GRABLER: So maybe he came back to finish the job.
HENSON: Don't think so. Says here they altered his brain.
In the super-criminal justice system, sexually-based offenses are considered especially heinous when they happen to fairly minor, comic relief characters. In the DC universe, the dedicated fans who complain about these vicious felonies are members of an elitist squad known as the "Comics Should be Happy Escapism" Unit. "Identity Crisis" is not their story.
Okay, my Law and Order fandom is showing. But I'm a little bit tired of all the pissing and moaning over the "maturation" of comic books. Yes, comics should be escapism, but "escapism" doesn't have to be fluffy clouds and kittens and rainbows. There's as much escapism in the mature storytelling of Justice League Unlimited as there is in the cheery fluff of Krypto the Superdog (which is not to say that Krypto doesn't have good storytelling). Similarly, I find a lot of escapism in following the drama and intrigue and mystery of the rape/homicide stories of Law and Order: SVU, why wouldn't I find escapism in the drama and intrigue of the rape/homicide story of "Identity Crisis"?
Are comics getting darker? Maybe, but it's not a new thing. There was an attempted rape and an eerily similar murder in Grant Morrison's "Animal Man" run 15 years ago. Terra was engaging in a really creepy sexual relationship with the much-older Deathstroke back in the '80s Teen Titans. Catwoman's a former prostitute; the Joker bludgeoned Jason Todd with a crowbar; Superman executed three Kryptonian supervillains; Spider-Man's Uncle Ben...well, you know that one. Comics might be getting a little more explicit with their darkness, sure, but the darkness has always been there.

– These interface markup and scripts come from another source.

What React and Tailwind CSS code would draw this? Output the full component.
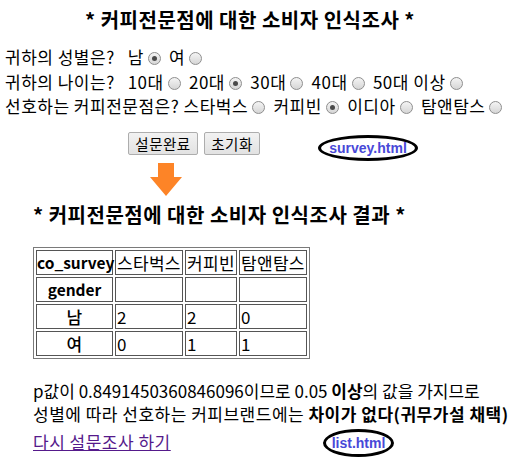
import React from "react";

function Radio({ checked }) {
  return (
    <span className="inline-block align-[-1px] w-[13px] h-[13px] rounded-full border border-[#8e8e8e] bg-gradient-to-b from-[#f4f4f4] to-[#d6d6d6] ml-[4px] mr-[4px] relative">
      {checked && (
        <span className="absolute left-[3px] top-[3px] w-[5px] h-[5px] rounded-full bg-[#4a4a4a]" />
      )}
    </span>
  );
}

function Btn({ children, w }) {
  return (
    <button
      className={`h-[23px] ${w} border border-[#adadad] rounded-[2px] bg-gradient-to-b from-[#f2f2f2] to-[#e2e2e2] text-[14.5px] leading-[21px] tracking-[0.5px] text-black`}
    >
      {children}
    </button>
  );
}

const cell = "border border-[#555] p-0 px-[1px] text-left";
const hcell = "border border-[#555] p-0 text-center";

export default function App() {
  const font = { fontFamily: '"Noto Sans CJK KR", "Noto Sans", sans-serif' };
  const latin = { fontFamily: '"Liberation Sans", Arial, sans-serif' };
  return (
    <div className="relative w-[521px] h-[471px] bg-white text-black text-[17px]" style={font}>
      <div className="h-[40px] leading-[40px] text-center font-bold text-[20px] tracking-[0.5px] w-[500px]">
        * 커피전문점에 대한 소비자 인식조사 *
      </div>
      <div className="mt-[5px] pl-[5px] whitespace-nowrap tracking-[0.5px]">
        <div className="h-[24px] leading-[24px]">
          귀하의 성별은? &nbsp; 남<Radio checked /> 여<Radio />
        </div>
        <div className="h-[25px] leading-[25px]">
          귀하의 나이는? &nbsp; 10대<Radio /> 20대<Radio checked /> 30대<Radio /> 40대<Radio /> 50대 이상<Radio />
        </div>
        <div className="h-[24px] leading-[24px]">
          선호하는 커피전문점은? 스타벅스<Radio /> 커피빈<Radio checked /> 이디아<Radio /> 탐앤탐스<Radio />
        </div>
      </div>
      <div className="mt-[14px] flex gap-[6px] pl-[128px]">
        <Btn w="w-[70px]">설문완료</Btn>
        <Btn w="w-[56px]">초기화</Btn>
      </div>
      <div className="mt-[8px] pl-[148px] h-[34px]">
        <svg width="36" height="34" viewBox="0 0 36 34">
          <path d="M10 0 H26 V14 H34 L18 33 L2 14 H10 Z" fill="#fd8427" />
        </svg>
      </div>
      <div className="h-[36px] leading-[36px] pl-[33px] font-bold text-[20px] tracking-[0.5px] whitespace-nowrap">
        * 커피전문점에 대한 소비자 인식조사 결과 *
      </div>
      <div className="mt-[14px] pl-[33px]">
        <table className="table-fixed w-[276px] border-separate border-spacing-[2px] border border-[#7a7a7a] text-[17px] leading-[21px] tracking-[0.3px] whitespace-nowrap">
          <colgroup>
            <col className="w-[77px]" />
            <col className="w-[68px]" />
            <col className="w-[52px]" />
            <col className="w-[68px]" />
          </colgroup>
          <tbody>
            <tr className="h-[25px]">
              <th className={`${hcell} font-bold text-[15.5px] tracking-normal`}>co_survey</th>
              <td className={cell}>스타벅스</td>
              <td className={cell}>커피빈</td>
              <td className={cell}>탐앤탐스</td>
            </tr>
            <tr className="h-[25px]">
              <th className={`${hcell} font-bold text-[15.5px] tracking-normal`}>gender</th>
              <td className={cell}></td>
              <td className={cell}></td>
              <td className={cell}></td>
            </tr>
            <tr className="h-[25px]">
              <th className={`${hcell} font-medium`}>남</th>
              <td className={cell}>2</td>
              <td className={cell}>2</td>
              <td className={cell}>0</td>
            </tr>
            <tr className="h-[25px]">
              <th className={`${hcell} font-medium`}>여</th>
              <td className={cell}>0</td>
              <td className={cell}>1</td>
              <td className={cell}>1</td>
            </tr>
          </tbody>
        </table>
      </div>
      <div className="mt-[20px] pl-[33px] leading-[23px] whitespace-nowrap">
        <div>
          p값이 0.8491450360846096이므로 0.05 <b>이상</b>의 값을 가지므로
        </div>
        <div className="tracking-[0.5px]">
          성별에 따라 선호하는 커피브랜드에는 <b>차이가 없다(귀무가설 채택)</b>
        </div>
      </div>
      <div className="mt-[5px] pl-[33px] leading-[23px] tracking-[0.5px]">
        <a href="#" className="underline text-[#551a8b]">다시 설문조사 하기</a>
      </div>

      <div className="absolute left-[318px] top-[135px] w-[100px] h-[26px] rounded-[50%] border-[3px] border-black flex items-center justify-center">
        <span className="text-[14px] font-bold text-[#4848d8] leading-none" style={latin}>survey.html</span>
      </div>
      <div className="absolute left-[323px] top-[429px] w-[71px] h-[28px] rounded-[50%] border-[3px] border-black flex items-center justify-center">
        <span className="text-[14px] font-bold text-[#4848d8] leading-none" style={latin}>list.html</span>
      </div>
    </div>
  );
}
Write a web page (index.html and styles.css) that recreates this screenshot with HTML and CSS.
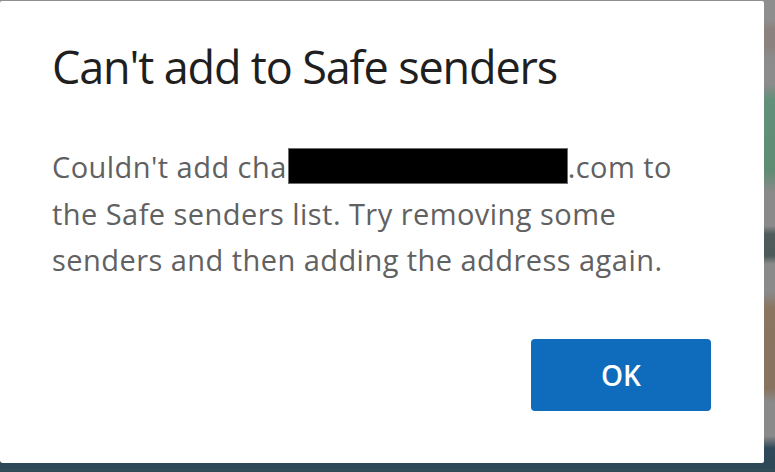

Not all comics should be explicit with that, and not all comics are. But I liked Identity Crisis and I like the Countdown books. I like Seven Soldiers and Runaways too, and I pick up back issues of Power Pack whenever I get the chance. It's a matter of taste, and I like having variety. I don't like people who act like they want to go back universally to "Biff! Pow!"-style superheroics.
More on this in the future.
The Animal Man example is interesting... I'd argue that the deaths of Ellen and the kids were different to the Dibny case et al, for the following reasons:
a. They were actually moving - Morrison had managed to build the individual family members and the family unit enough that we cared about them
b. It had a narrative impact - since the event defined the rest of Morrison's run on the series, and was shown to have an impact that had run back through the entire series from issue 6 onwards.
c. It had a narrative point - of course, Morrison's exploration of what it means to be a character in somebody else's work, but you can also take the standalone issue immediately after the killings as a terrible description of how it feels to lose everything you care about.
Just thought I'd throw that in. Nice script, by the way!
I've had ideas of what a Gotham Central / Law & Order (cherry picking characters from all 3 shows) crossover would be like, all leading up to a courtroom scene with Jack McCoy prosecuting a case against Harvey "Two-Face" Dent, who'd be defending himself.